In the partisan folk theory of climate change politics, the only challenge is that Republicans and a few conservative Democrats are blocking everything liberals want to do. And there is, of course, truth to that at the national level. But even if President Biden could pass his climate agenda through Congress, the green infrastructure he imagines could still be blocked by obstacles liberals have constructed to construction.

“You’re throwing a bunch of money toward demand for these technologies but not dealing with the supply bottlenecks,” Trembath said. “I don’t want to say Democrats should absolutely not spend money on clean energy infrastructure until they’ve radically reformed environmental regulation, but I do think there’s a downside risk of spending a bunch of money and causing a bunch of infrastructure gridlock and backlog rather than activating a virtuous cycle of infrastructure construction.”

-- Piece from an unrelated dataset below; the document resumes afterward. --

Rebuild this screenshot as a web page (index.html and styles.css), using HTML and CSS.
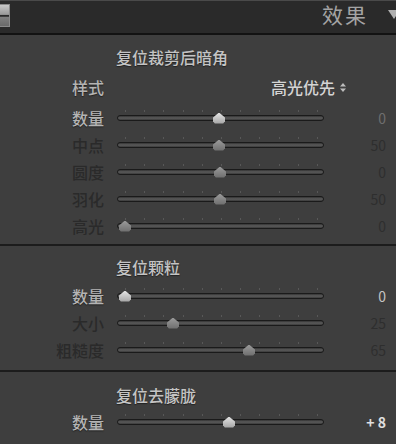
FILE: index.html
```html
<!DOCTYPE html>
<html lang="zh-CN">
<head>
    <meta charset="UTF-8">
    <title>效果</title>
    <link rel="stylesheet" href="styles.css">
</head>
<body>

<div class="panel">
    <div class="header">
        <div class="switch"></div>
        <div class="header-title">效果</div>
        <div class="header-arrow"></div>
    </div>

    <div class="section first">
        <div class="section-title">复位裁剪后暗角</div>
        <div class="style-row">
            <div class="label bright">样式</div>
            <div class="style-value">高光优先
                <svg width="8" height="11" viewBox="0 0 8 11"><path d="M4 1 L7 4.5 H1 Z M1 6.5 H7 L4 10 Z" fill="#bdbdbd"/></svg>
            </div>
        </div>
        <div class="row">
            <div class="label bright">数量</div>
            <div class="slider active"><div class="ticks"></div><div class="track"></div><div class="thumb" style="left: 96px"></div></div>
            <div class="value mid">0</div>
        </div>
        <div class="row">
            <div class="label">中点</div>
            <div class="slider"><div class="ticks"></div><div class="track"></div><div class="thumb" style="left: 96px"></div></div>
            <div class="value">50</div>
        </div>
        <div class="row">
            <div class="label">圆度</div>
            <div class="slider"><div class="ticks"></div><div class="track"></div><div class="thumb" style="left: 97px"></div></div>
            <div class="value">0</div>
        </div>
        <div class="row">
            <div class="label">羽化</div>
            <div class="slider"><div class="ticks"></div><div class="track"></div><div class="thumb" style="left: 97px"></div></div>
            <div class="value">50</div>
        </div>
        <div class="row">
            <div class="label">高光</div>
            <div class="slider"><div class="ticks"></div><div class="track"></div><div class="thumb" style="left: 2px"></div></div>
            <div class="value">0</div>
        </div>
    </div>

    <div class="section second">
        <div class="section-title">复位颗粒</div>
        <div class="row">
            <div class="label bright">数量</div>
            <div class="slider active"><div class="ticks"></div><div class="track"></div><div class="thumb" style="left: 2px"></div></div>
            <div class="value bright">0</div>
        </div>
        <div class="row">
            <div class="label">大小</div>
            <div class="slider"><div class="ticks"></div><div class="track"></div><div class="thumb" style="left: 50px"></div></div>
            <div class="value">25</div>
        </div>
        <div class="row">
            <div class="label">粗糙度</div>
            <div class="slider"><div class="ticks"></div><div class="track"></div><div class="thumb" style="left: 126px"></div></div>
            <div class="value">65</div>
        </div>
    </div>

    <div class="section third">
        <div class="section-title">复位去朦胧</div>
        <div class="row">
            <div class="label bright">数量</div>
            <div class="slider active"><div class="ticks"></div><div class="track"></div><div class="thumb" style="left: 106px"></div></div>
            <div class="value white">+ 8</div>
        </div>
    </div>
</div>

</body>
</html>
```

FILE: styles.css
```css
body {
    margin: 0;
    background-color: #3e3e3e;
    font-family: "Noto Sans CJK SC", "Noto Sans", sans-serif;
    overflow: hidden;
}
.panel {
    width: 396px;
    height: 444px;
    background-color: #3e3e3e;
    overflow: hidden;
}
.header {
    height: 32px;
    background-color: #2a2a2a;
    border-top: 1px solid #4a4a4a;
    border-bottom: 2px solid #121212;
    display: flex;
    align-items: center;
    position: relative;
}
.switch {
    width: 9px;
    height: 21px;
    margin-top: -4px;
    border: 1px solid #8a8a8a;
    border-left: none;
    background: linear-gradient(#c8c8c8, #9a9a9a 45%, #2a2a2a 48%, #2a2a2a 54%, #808080 57%, #6a6a6a);
}
.header-title {
    margin-left: auto;
    margin-right: 20px;
    margin-top: -6px;
    font-size: 21px;
    letter-spacing: 2px;
    color: #a4a4a4;
}
.header-arrow {
    width: 0;
    height: 0;
    border-left: 6px solid transparent;
    border-right: 6px solid transparent;
    border-top: 9px solid #b0b0b0;
    margin-right: -4px;
    margin-top: -6px;
}
.section {
    border-bottom: 2px solid #1c1c1c;
}
.section.first {
    padding: 9px 0 5px;
}
.section.second {
    padding: 8px 0 7px;
}
.section.third {
    padding: 10px 0 10px;
    border-bottom: none;
}
.section-title {
    height: 26px;
    line-height: 26px;
    padding-left: 116px;
    font-size: 16px;
    font-weight: 500;
    color: #c4c4c4;
    text-shadow: 0 1px 1px #222;
}
.section.second .section-title {
    height: 28px;
}
.style-row {
    height: 34px;
    display: flex;
    align-items: center;
}
.style-value {
    margin-left: 167px;
    font-size: 16px;
    font-weight: 500;
    color: #d4d4d4;
    display: flex;
    align-items: center;
    gap: 4px;
}
.row {
    height: 27px;
    display: flex;
    align-items: center;
}
.label {
    width: 104px;
    text-align: right;
    font-size: 16px;
    font-weight: 500;
    color: #2a2a2a;
}
.label.bright {
    color: #b4b4b4;
    text-shadow: 0 1px 1px #222;
}
.slider {
    width: 207px;
    height: 16px;
    margin-left: 13px;
    position: relative;
}
.track {
    position: absolute;
    left: 0;
    right: 0;
    top: 5px;
    height: 4px;
    border: 1px solid #1a1a1a;
    border-radius: 4px;
    background: linear-gradient(#333, #5c5c5c 50%, #3a3a3a);
}
.ticks {
    position: absolute;
    left: 8px;
    top: 0;
    width: 193px;
    height: 2px;
    background: repeating-linear-gradient(90deg, #585858 0, #585858 1px, transparent 1px, transparent 19.2px);
}
.thumb {
    position: absolute;
    top: 3px;
    width: 12px;
    height: 11px;
    background: linear-gradient(#9a9a9a, #6e6e6e);
    clip-path: polygon(50% 0, 100% 45%, 100% 80%, 85% 100%, 15% 100%, 0 80%, 0 45%);
}
.slider.active .thumb {
    background: linear-gradient(#e4e4e4, #a4a4a4);
}
.value {
    width: 62px;
    text-align: right;
    font-size: 14px;
    color: #2e2e2e;
}
.value.mid {
    color: #6e6e6e;
}
.value.bright {
    color: #c4c4c4;
}
.value.white {
    color: #e0e0e0;
    font-weight: bold;
}
```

In a way, this is a cheering thought. There’s much that can be done to speed decarbonization even while Joe Manchin stalls. But this project will require facing something liberals prefer to ignore. Government isn’t working that well, even where liberals are in charge, and that’s partly by design. Liberals hobbled government because there was a time when government needed to be hobbled. But new problems demand new solutions. May we be so successful in pursuing them that, decades from now, our achievements can be taken for granted, and a future generation, living in a stable climate, can work to unwind our excesses.